EXERCISE OBJECTIVE: Select and copy out every line in the records containing "components".

──────── RECORDS SUPPLIED ────────

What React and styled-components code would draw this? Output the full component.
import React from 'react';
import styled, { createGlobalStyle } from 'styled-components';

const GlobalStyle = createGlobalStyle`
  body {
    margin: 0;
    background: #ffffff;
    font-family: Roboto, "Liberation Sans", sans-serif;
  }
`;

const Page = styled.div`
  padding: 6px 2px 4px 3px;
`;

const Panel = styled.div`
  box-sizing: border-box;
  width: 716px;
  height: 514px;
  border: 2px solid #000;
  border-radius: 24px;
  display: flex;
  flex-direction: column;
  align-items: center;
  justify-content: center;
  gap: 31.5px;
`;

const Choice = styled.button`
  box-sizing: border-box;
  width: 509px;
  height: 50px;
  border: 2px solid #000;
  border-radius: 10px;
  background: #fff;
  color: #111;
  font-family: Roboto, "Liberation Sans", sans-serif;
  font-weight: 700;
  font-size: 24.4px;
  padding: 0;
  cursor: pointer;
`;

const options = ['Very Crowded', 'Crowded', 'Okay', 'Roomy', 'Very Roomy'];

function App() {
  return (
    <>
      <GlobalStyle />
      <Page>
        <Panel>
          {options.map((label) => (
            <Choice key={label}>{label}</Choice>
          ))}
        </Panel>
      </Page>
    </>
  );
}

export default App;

────────
──────── RECORDS SUPPLIED ────────

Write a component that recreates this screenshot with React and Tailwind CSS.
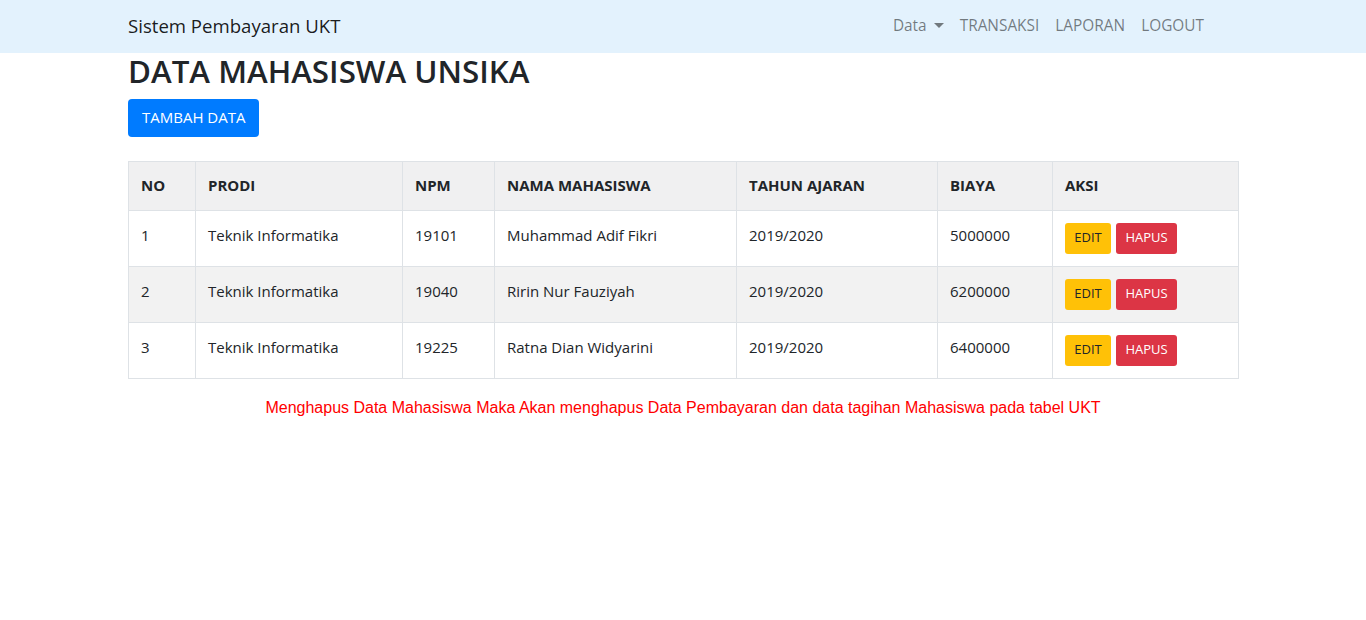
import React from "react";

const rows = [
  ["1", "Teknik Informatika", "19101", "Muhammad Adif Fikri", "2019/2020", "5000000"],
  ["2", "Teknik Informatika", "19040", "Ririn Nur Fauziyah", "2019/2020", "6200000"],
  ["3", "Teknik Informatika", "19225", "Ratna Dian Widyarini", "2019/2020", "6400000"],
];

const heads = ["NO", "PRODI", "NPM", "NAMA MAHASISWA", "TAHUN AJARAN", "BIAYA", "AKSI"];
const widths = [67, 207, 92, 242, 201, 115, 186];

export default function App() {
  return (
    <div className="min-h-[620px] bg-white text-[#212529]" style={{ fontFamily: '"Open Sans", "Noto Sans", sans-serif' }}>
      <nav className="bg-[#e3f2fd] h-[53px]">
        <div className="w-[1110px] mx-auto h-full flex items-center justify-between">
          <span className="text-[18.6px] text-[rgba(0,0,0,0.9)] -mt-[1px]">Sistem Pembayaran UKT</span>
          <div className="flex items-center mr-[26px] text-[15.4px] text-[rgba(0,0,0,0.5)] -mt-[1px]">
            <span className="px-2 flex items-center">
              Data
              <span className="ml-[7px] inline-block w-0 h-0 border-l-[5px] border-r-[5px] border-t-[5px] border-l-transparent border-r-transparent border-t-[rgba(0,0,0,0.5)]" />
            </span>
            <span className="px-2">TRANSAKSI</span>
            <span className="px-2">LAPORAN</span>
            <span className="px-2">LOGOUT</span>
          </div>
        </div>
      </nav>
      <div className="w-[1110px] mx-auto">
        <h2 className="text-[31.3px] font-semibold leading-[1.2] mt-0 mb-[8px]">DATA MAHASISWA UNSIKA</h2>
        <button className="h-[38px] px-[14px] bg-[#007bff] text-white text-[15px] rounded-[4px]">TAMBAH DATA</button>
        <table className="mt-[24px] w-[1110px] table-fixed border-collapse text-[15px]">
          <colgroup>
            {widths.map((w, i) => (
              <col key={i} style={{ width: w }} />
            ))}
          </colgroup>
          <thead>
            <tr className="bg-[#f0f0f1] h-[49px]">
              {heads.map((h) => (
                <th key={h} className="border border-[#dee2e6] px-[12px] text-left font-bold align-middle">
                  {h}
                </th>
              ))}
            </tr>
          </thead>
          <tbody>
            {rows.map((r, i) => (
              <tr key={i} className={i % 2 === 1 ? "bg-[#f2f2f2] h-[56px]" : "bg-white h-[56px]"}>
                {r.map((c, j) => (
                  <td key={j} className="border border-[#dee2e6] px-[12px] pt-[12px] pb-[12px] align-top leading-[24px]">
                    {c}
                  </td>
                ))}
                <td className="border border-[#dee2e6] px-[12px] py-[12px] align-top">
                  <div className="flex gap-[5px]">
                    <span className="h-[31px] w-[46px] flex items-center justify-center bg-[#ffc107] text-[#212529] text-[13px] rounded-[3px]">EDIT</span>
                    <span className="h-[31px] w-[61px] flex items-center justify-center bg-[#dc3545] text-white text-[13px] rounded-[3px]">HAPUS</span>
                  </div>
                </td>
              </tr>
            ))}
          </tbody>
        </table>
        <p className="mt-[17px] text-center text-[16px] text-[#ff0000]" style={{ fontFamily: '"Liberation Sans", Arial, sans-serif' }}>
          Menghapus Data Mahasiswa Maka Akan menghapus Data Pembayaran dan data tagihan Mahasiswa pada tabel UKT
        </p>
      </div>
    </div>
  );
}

────────
──────── RECORDS SUPPLIED ────────

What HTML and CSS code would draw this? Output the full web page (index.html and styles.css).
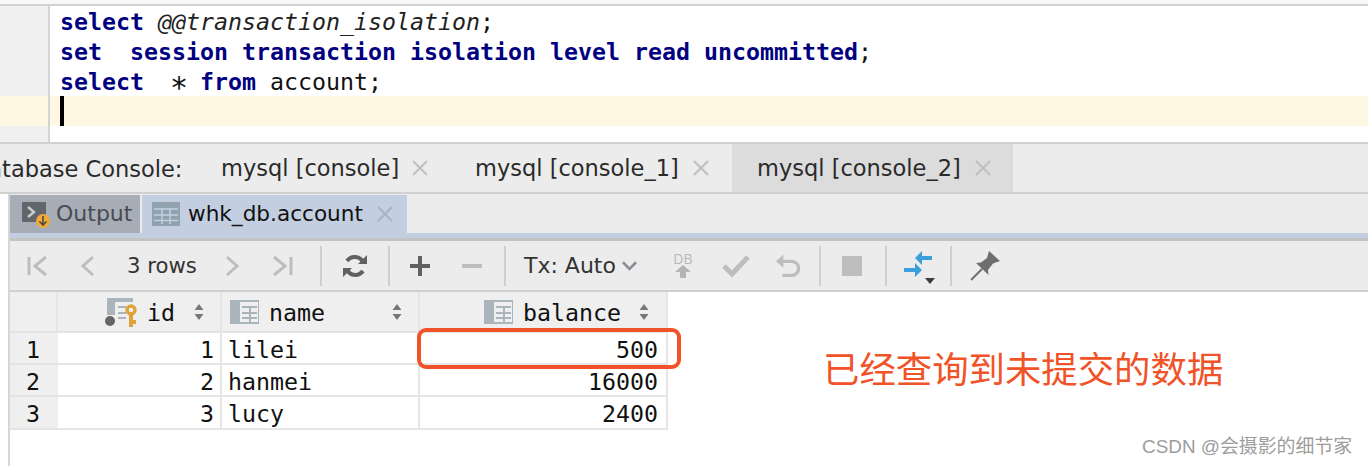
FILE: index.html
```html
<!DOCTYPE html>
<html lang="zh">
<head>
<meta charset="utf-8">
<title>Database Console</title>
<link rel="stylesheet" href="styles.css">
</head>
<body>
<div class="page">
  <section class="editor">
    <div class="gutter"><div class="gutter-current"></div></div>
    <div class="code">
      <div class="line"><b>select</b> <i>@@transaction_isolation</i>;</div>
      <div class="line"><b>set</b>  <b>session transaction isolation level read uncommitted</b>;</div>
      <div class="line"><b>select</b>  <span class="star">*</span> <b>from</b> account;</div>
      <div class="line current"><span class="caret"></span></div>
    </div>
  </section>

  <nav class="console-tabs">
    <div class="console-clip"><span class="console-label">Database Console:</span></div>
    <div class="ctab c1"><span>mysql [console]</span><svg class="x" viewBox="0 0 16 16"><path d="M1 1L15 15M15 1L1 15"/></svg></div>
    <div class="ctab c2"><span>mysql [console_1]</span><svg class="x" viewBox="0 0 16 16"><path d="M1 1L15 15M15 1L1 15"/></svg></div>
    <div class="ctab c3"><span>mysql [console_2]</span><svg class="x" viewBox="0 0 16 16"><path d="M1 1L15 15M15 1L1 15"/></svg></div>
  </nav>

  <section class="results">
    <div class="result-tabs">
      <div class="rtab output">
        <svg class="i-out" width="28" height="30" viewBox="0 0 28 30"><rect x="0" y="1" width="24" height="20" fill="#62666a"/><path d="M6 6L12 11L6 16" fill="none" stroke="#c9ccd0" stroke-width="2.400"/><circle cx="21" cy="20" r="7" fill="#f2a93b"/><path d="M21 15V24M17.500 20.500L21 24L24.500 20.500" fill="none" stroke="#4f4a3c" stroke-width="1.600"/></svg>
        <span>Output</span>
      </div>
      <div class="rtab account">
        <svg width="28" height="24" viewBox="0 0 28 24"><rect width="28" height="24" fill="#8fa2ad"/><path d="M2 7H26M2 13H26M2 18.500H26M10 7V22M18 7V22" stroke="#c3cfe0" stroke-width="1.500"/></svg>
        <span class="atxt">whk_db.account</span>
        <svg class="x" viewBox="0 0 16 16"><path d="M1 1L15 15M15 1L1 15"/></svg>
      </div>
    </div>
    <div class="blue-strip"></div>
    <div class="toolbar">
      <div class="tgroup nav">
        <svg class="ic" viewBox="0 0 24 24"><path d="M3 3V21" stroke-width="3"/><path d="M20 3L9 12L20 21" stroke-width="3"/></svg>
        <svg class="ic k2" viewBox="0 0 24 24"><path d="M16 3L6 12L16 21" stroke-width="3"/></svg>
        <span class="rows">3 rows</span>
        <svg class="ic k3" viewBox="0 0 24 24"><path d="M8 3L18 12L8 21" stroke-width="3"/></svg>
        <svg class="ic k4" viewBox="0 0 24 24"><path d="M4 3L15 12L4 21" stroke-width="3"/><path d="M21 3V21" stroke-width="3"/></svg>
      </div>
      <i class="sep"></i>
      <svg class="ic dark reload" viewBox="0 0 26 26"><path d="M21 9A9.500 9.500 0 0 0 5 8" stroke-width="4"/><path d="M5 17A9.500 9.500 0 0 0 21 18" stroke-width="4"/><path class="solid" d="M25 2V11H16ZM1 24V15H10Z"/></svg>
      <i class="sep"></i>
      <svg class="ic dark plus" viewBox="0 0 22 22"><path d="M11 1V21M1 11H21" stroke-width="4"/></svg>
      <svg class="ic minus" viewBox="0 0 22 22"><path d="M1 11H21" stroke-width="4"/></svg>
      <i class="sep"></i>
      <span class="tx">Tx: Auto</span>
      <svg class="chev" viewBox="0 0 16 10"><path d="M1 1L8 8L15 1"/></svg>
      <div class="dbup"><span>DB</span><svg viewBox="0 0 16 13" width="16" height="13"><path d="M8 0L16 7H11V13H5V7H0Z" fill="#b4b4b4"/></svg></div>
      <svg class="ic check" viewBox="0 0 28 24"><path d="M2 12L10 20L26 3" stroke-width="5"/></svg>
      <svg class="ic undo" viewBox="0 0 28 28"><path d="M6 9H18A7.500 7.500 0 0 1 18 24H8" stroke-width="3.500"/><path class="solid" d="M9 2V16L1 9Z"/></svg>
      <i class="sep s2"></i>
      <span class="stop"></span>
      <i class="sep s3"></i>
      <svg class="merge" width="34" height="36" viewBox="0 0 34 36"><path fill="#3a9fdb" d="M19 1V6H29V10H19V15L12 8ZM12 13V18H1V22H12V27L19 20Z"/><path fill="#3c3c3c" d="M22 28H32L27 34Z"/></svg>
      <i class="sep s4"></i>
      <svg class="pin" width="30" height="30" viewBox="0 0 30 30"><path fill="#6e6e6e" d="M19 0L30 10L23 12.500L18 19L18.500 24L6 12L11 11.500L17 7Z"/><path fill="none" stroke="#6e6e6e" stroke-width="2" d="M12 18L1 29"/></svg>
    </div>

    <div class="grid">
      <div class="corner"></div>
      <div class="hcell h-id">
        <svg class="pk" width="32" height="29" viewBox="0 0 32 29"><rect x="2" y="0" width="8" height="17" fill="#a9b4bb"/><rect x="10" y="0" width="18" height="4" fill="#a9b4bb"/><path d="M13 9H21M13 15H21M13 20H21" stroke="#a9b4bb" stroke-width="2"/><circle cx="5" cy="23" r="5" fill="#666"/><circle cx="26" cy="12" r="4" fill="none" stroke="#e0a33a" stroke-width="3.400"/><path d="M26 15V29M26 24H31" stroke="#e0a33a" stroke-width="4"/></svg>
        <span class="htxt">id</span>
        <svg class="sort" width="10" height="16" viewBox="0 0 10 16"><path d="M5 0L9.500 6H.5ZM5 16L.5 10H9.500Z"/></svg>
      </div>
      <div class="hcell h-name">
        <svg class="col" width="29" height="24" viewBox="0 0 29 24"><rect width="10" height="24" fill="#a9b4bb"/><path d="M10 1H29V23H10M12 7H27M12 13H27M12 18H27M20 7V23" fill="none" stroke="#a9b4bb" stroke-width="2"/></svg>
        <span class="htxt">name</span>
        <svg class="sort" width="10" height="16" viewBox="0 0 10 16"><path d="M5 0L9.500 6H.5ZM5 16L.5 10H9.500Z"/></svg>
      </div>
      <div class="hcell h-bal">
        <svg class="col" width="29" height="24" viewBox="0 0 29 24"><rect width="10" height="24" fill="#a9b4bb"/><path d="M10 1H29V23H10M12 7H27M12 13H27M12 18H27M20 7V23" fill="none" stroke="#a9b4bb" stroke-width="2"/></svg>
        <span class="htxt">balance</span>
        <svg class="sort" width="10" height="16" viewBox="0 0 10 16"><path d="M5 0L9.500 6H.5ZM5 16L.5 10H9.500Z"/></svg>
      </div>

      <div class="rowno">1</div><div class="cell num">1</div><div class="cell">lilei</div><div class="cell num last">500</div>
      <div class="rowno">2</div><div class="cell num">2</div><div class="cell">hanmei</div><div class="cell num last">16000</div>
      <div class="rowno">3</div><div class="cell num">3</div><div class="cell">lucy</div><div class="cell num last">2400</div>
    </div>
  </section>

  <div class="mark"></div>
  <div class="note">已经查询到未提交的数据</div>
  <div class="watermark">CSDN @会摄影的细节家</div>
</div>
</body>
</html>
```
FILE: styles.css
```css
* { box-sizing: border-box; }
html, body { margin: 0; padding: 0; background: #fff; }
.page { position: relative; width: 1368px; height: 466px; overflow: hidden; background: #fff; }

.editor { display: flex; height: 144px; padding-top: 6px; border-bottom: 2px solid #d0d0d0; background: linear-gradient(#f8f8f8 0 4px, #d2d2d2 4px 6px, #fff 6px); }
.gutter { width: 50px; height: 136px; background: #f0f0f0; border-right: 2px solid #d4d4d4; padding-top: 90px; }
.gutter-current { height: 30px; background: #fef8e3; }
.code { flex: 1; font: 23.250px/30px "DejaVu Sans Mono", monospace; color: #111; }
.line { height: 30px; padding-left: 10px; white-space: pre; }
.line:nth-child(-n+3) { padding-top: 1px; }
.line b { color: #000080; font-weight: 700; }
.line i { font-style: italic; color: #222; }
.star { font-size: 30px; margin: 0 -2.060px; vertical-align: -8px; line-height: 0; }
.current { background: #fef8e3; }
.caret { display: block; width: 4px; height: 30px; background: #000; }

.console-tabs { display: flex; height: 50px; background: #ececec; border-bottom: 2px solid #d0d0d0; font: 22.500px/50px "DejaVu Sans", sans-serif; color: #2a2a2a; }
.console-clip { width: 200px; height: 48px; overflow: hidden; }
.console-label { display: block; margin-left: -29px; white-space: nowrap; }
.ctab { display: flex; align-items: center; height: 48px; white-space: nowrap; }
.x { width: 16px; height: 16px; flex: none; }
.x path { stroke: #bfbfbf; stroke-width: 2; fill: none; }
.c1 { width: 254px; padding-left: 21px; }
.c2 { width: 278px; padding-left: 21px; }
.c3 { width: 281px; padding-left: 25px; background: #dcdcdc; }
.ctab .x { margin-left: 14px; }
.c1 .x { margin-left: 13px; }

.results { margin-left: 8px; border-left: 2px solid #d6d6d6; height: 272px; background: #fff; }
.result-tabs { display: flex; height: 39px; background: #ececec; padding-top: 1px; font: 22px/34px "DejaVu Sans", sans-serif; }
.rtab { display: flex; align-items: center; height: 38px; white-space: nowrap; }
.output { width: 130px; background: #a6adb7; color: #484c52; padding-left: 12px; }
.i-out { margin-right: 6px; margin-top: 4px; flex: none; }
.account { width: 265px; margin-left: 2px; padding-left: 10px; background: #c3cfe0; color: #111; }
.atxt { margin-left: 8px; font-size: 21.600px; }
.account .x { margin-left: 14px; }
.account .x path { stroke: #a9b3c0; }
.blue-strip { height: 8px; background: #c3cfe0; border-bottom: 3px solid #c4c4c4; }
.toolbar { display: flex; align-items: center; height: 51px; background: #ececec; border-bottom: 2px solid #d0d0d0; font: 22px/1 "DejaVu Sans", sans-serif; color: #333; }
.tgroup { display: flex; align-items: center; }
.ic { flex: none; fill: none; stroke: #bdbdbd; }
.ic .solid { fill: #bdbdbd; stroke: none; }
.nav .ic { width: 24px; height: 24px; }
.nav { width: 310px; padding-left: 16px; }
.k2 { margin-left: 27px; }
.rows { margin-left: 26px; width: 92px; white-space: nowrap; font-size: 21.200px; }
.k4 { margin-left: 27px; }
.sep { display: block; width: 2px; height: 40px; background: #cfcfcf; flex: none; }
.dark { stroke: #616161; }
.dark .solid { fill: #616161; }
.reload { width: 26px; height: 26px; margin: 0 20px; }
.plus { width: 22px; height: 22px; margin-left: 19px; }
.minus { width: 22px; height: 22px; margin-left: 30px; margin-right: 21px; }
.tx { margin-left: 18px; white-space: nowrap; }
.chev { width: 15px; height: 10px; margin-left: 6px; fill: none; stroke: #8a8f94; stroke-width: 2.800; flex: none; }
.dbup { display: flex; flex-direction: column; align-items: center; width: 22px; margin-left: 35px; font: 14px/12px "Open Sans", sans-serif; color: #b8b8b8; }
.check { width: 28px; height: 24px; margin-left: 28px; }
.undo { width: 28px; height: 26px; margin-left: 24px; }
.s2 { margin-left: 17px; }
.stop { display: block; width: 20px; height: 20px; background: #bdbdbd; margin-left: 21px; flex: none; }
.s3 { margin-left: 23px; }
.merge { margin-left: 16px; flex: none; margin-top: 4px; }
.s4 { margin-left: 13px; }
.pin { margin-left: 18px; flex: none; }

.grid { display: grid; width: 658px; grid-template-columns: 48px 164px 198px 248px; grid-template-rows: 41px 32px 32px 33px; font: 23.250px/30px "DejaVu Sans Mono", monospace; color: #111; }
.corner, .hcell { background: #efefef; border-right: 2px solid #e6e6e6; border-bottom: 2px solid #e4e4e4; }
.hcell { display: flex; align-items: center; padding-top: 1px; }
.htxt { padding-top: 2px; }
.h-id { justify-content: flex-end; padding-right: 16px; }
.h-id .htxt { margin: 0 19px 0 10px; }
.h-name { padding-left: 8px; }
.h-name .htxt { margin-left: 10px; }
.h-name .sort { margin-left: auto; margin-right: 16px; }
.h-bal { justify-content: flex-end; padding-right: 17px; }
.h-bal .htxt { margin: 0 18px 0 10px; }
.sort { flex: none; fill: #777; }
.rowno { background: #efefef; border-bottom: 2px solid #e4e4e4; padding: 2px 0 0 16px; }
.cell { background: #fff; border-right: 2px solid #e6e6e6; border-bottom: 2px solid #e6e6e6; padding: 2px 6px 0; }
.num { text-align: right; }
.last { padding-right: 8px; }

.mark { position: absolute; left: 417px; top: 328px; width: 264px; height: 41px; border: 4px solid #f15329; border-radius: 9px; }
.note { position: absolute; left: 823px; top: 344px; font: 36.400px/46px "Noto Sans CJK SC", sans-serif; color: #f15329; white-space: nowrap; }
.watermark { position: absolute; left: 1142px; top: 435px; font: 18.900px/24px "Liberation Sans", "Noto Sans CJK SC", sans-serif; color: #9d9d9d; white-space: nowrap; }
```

────────

OUTPUT FOR THIS TASK:
What React and styled-components code would draw this? Output the full component.
import styled, { createGlobalStyle } from 'styled-components';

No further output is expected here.